What is expected
Would you write out the listing verbatim and skip every picture in it?

Supplied information
• • • • • • •
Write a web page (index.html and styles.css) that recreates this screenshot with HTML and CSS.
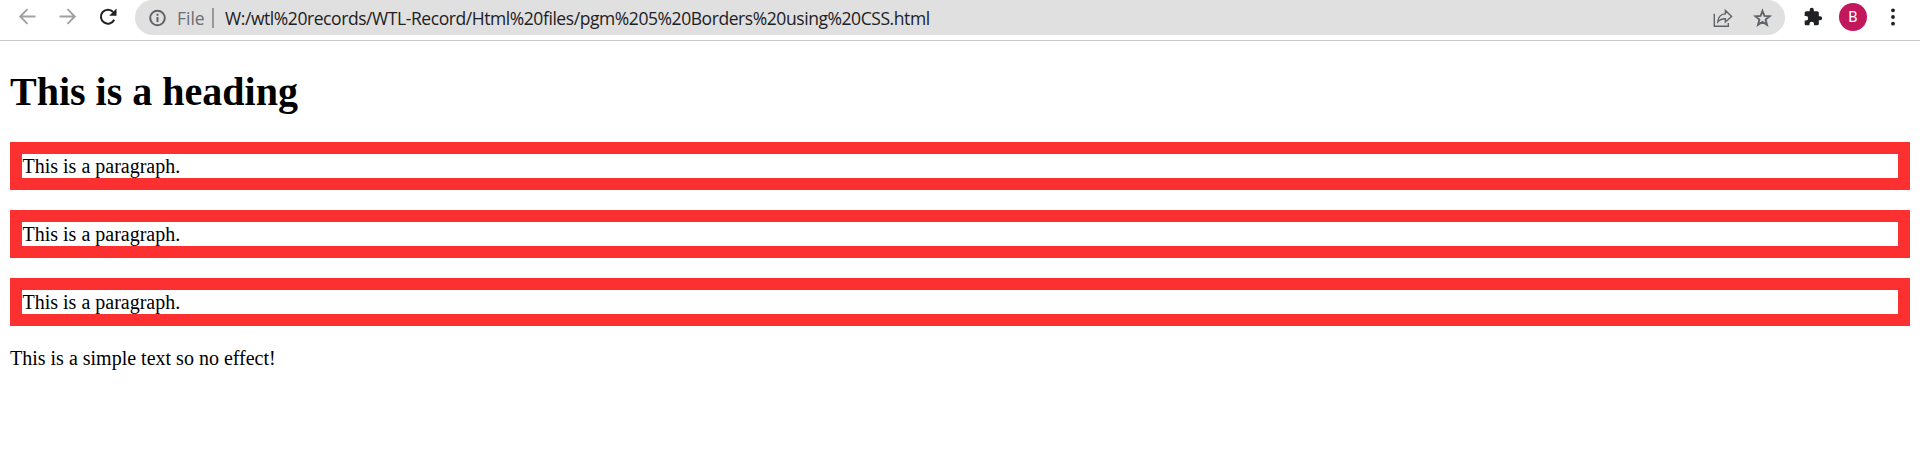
FILE: index.html
```html
<!DOCTYPE html>
<html lang="en">
<head>
<meta charset="utf-8">
<title>Borders using CSS</title>
<link rel="stylesheet" href="styles.css">
</head>
<body>
<header class="toolbar">
  <nav class="nav">
    <svg class="icon dim" viewBox="0 0 20 20"><path d="M17.500 9.500H2.500M9.500 2.200L2.200 9.500l7.300 7.300"/></svg>
    <svg class="icon dim" viewBox="0 0 20 20"><path d="M1.500 9.500h15M9.500 2.200l7.300 7.300-7.300 7.300"/></svg>
    <svg class="icon dark" viewBox="0 0 20 20"><path d="M16.200 12.800A7 7 0 1 1 15.200 5"/><path class="solid" d="M18.500 1.500v7.300h-7.300z"/></svg>
  </nav>
  <div class="address">
    <svg class="icon info" viewBox="0 0 20 20"><circle cx="10.500" cy="10" r="7.300"/><path d="M10.500 9v5M10.500 5.700v2"/></svg>
    <span class="scheme">File</span>
    <span class="divider"></span>
    <span class="url">W:/wtl%20records/WTL-Record/Html%20files/pgm%205%20Borders%20using%20CSS.html</span>
    <svg class="icon share" viewBox="0 0 20 20"><path d="M1.300 5.700v12.500h14V15"/><path d="M4.800 13.800c.4-4.800 2.900-7.600 7.600-7.900V2.400l6.200 6-6.200 5.500v-3.200c-3.400 0-5.700.9-7.600 3.100z"/></svg>
    <svg class="icon star" viewBox="0 0 20 20"><path d="M9.500 3l1.900 4.900 5.300.3-4.100 3.400 1.400 5.200-4.500-2.900-4.500 2.900 1.400-5.200-4.100-3.400 5.300-.3z"/></svg>
  </div>
  <svg class="puzzle" viewBox="0 0 24 24"><path d="M20.500 11H19V7a2 2 0 0 0-2-2h-4V3.500a2.500 2.500 0 0 0-5 0V5H4a2 2 0 0 0-2 2v3.800h1.500a2.700 2.700 0 0 1 0 5.400H2V20c0 1.100.9 2 2 2h3.800v-1.500a2.700 2.700 0 0 1 5.400 0V22H17a2 2 0 0 0 2-2v-4h1.500a2.500 2.500 0 0 0 0-5z"/></svg>
  <span class="avatar">B</span>
  <svg class="menu" viewBox="0 0 4 18"><circle cx="2" cy="2.300" r="1.900"/><circle cx="2" cy="9" r="1.900"/><circle cx="2" cy="15.700" r="1.900"/></svg>
</header>
<main class="page">
  <h1 class="heading">This is a heading</h1>
  <p class="boxed">This is a paragraph.</p>
  <p class="boxed">This is a paragraph.</p>
  <p class="boxed">This is a paragraph.</p>
  <div class="plain">This is a simple text so no effect!</div>
</main>
</body>
</html>
```
FILE: styles.css
```css
body {
  margin: 0;
  background: #fff;
  color: #000;
}

.toolbar {
  display: flex;
  align-items: flex-start;
  box-sizing: border-box;
  height: 41px;
  border-bottom: 1px solid #c8c8c8;
  font-family: "Open Sans", "Noto Sans", sans-serif;
  font-size: 17.5px;
}

.nav {
  display: flex;
  gap: 20px;
  width: 117px;
  padding: 7px 0 0 18px;
}

.icon {
  flex: none;
  width: 20px;
  height: 20px;
  fill: none;
  stroke: #5f6368;
  stroke-width: 1.9;
}

.dim { stroke: #a0a1a3; }
.dark { stroke: #202124; stroke-width: 2; }
.solid { fill: #202124; stroke: none; }
.info { stroke-width: 2; }
.share { stroke-width: 1.4; }

.address {
  display: flex;
  align-items: center;
  box-sizing: border-box;
  width: 1650px;
  height: 35px;
  padding: 0 12px;
  border-radius: 17.5px;
  background: #e0e0e0;
  white-space: nowrap;
}

.scheme {
  width: 35px;
  margin-left: 10px;
  color: #6b6e73;
}

.divider {
  width: 2px;
  height: 20px;
  background: #999;
}

.url {
  margin: 0 auto 0 11px;
  color: #202124;
  letter-spacing: -0.43px;
}

.star { margin-left: 20px; }

.puzzle {
  width: 20px;
  height: 20px;
  margin: 7px 0 0 18px;
  fill: #202124;
}

.avatar {
  width: 28px;
  height: 28px;
  margin: 3px 0 0 16px;
  border-radius: 50%;
  background: #c2185b;
  color: #fff;
  font: 15px/28px Roboto, sans-serif;
  text-align: center;
}

.menu {
  width: 4px;
  height: 18px;
  margin: 8px 0 0 23.5px;
  fill: #202124;
}

.page {
  padding: 28px 10px 0;
  font: 20px/24px "Liberation Serif", "Times New Roman", serif;
}

.heading {
  margin: 0 0 27px;
  font-size: 40px;
  line-height: 46px;
}

.boxed {
  margin: 0 0 20px;
  border: 12px solid #fc3030;
  text-indent: 0.5px;
}
```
• • • • • • •
Answer
Write a web page (index.html and styles.css) that recreates this screenshot with HTML and CSS.
FILE: index.html
```html
<!DOCTYPE html>
<html lang="en">
<head>
<meta charset="utf-8">
<title>Borders using CSS</title>
<link rel="stylesheet" href="styles.css">
</head>
<body>
<header class="toolbar">
  <nav class="nav">
    <svg class="icon dim" viewBox="0 0 20 20"><path d="M17.500 9.500H2.500M9.500 2.200L2.200 9.500l7.300 7.300"/></svg>
    <svg class="icon dim" viewBox="0 0 20 20"><path d="M1.500 9.500h15M9.500 2.200l7.300 7.300-7.300 7.300"/></svg>
    <svg class="icon dark" viewBox="0 0 20 20"><path d="M16.200 12.800A7 7 0 1 1 15.200 5"/><path class="solid" d="M18.500 1.500v7.300h-7.300z"/></svg>
  </nav>
  <div class="address">
    <svg class="icon info" viewBox="0 0 20 20"><circle cx="10.500" cy="10" r="7.300"/><path d="M10.500 9v5M10.500 5.700v2"/></svg>
    <span class="scheme">File</span>
    <span class="divider"></span>
    <span class="url">W:/wtl%20records/WTL-Record/Html%20files/pgm%205%20Borders%20using%20CSS.html</span>
    <svg class="icon share" viewBox="0 0 20 20"><path d="M1.300 5.700v12.500h14V15"/><path d="M4.800 13.800c.4-4.800 2.900-7.600 7.600-7.900V2.400l6.200 6-6.200 5.500v-3.200c-3.400 0-5.700.9-7.600 3.100z"/></svg>
    <svg class="icon star" viewBox="0 0 20 20"><path d="M9.500 3l1.900 4.900 5.300.3-4.100 3.400 1.400 5.200-4.500-2.900-4.500 2.900 1.400-5.200-4.100-3.400 5.300-.3z"/></svg>
  </div>
  <svg class="puzzle" viewBox="0 0 24 24"><path d="M20.500 11H19V7a2 2 0 0 0-2-2h-4V3.500a2.500 2.500 0 0 0-5 0V5H4a2 2 0 0 0-2 2v3.800h1.500a2.700 2.700 0 0 1 0 5.400H2V20c0 1.100.9 2 2 2h3.800v-1.500a2.700 2.700 0 0 1 5.400 0V22H17a2 2 0 0 0 2-2v-4h1.500a2.500 2.500 0 0 0 0-5z"/></svg>
  <span class="avatar">B</span>
  <svg class="menu" viewBox="0 0 4 18"><circle cx="2" cy="2.300" r="1.900"/><circle cx="2" cy="9" r="1.900"/><circle cx="2" cy="15.700" r="1.900"/></svg>
</header>
<main class="page">
  <h1 class="heading">This is a heading</h1>
  <p class="boxed">This is a paragraph.</p>
  <p class="boxed">This is a paragraph.</p>
  <p class="boxed">This is a paragraph.</p>
  <div class="plain">This is a simple text so no effect!</div>
</main>
</body>
</html>
```
FILE: styles.css
```css
body {
  margin: 0;
  background: #fff;
  color: #000;
}

.toolbar {
  display: flex;
  align-items: flex-start;
  box-sizing: border-box;
  height: 41px;
  border-bottom: 1px solid #c8c8c8;
  font-family: "Open Sans", "Noto Sans", sans-serif;
  font-size: 17.5px;
}

.nav {
  display: flex;
  gap: 20px;
  width: 117px;
  padding: 7px 0 0 18px;
}

.icon {
  flex: none;
  width: 20px;
  height: 20px;
  fill: none;
  stroke: #5f6368;
  stroke-width: 1.9;
}

.dim { stroke: #a0a1a3; }
.dark { stroke: #202124; stroke-width: 2; }
.solid { fill: #202124; stroke: none; }
.info { stroke-width: 2; }
.share { stroke-width: 1.4; }

.address {
  display: flex;
  align-items: center;
  box-sizing: border-box;
  width: 1650px;
  height: 35px;
  padding: 0 12px;
  border-radius: 17.5px;
  background: #e0e0e0;
  white-space: nowrap;
}

.scheme {
  width: 35px;
  margin-left: 10px;
  color: #6b6e73;
}

.divider {
  width: 2px;
  height: 20px;
  background: #999;
}

.url {
  margin: 0 auto 0 11px;
  color: #202124;
  letter-spacing: -0.43px;
}

.star { margin-left: 20px; }

.puzzle {
  width: 20px;
  height: 20px;
  margin: 7px 0 0 18px;
  fill: #202124;
}

.avatar {
  width: 28px;
  height: 28px;
  margin: 3px 0 0 16px;
  border-radius: 50%;
  background: #c2185b;
  color: #fff;
  font: 15px/28px Roboto, sans-serif;
  text-align: center;
}

.menu {
  width: 4px;
  height: 18px;
  margin: 8px 0 0 23.5px;
  fill: #202124;
}

.page {
  padding: 28px 10px 0;
  font: 20px/24px "Liberation Serif", "Times New Roman", serif;
}

.heading {
  margin: 0 0 27px;
  font-size: 40px;
  line-height: 46px;
}

.boxed {
  margin: 0 0 20px;
  border: 12px solid #fc3030;
  text-indent: 0.5px;
}
```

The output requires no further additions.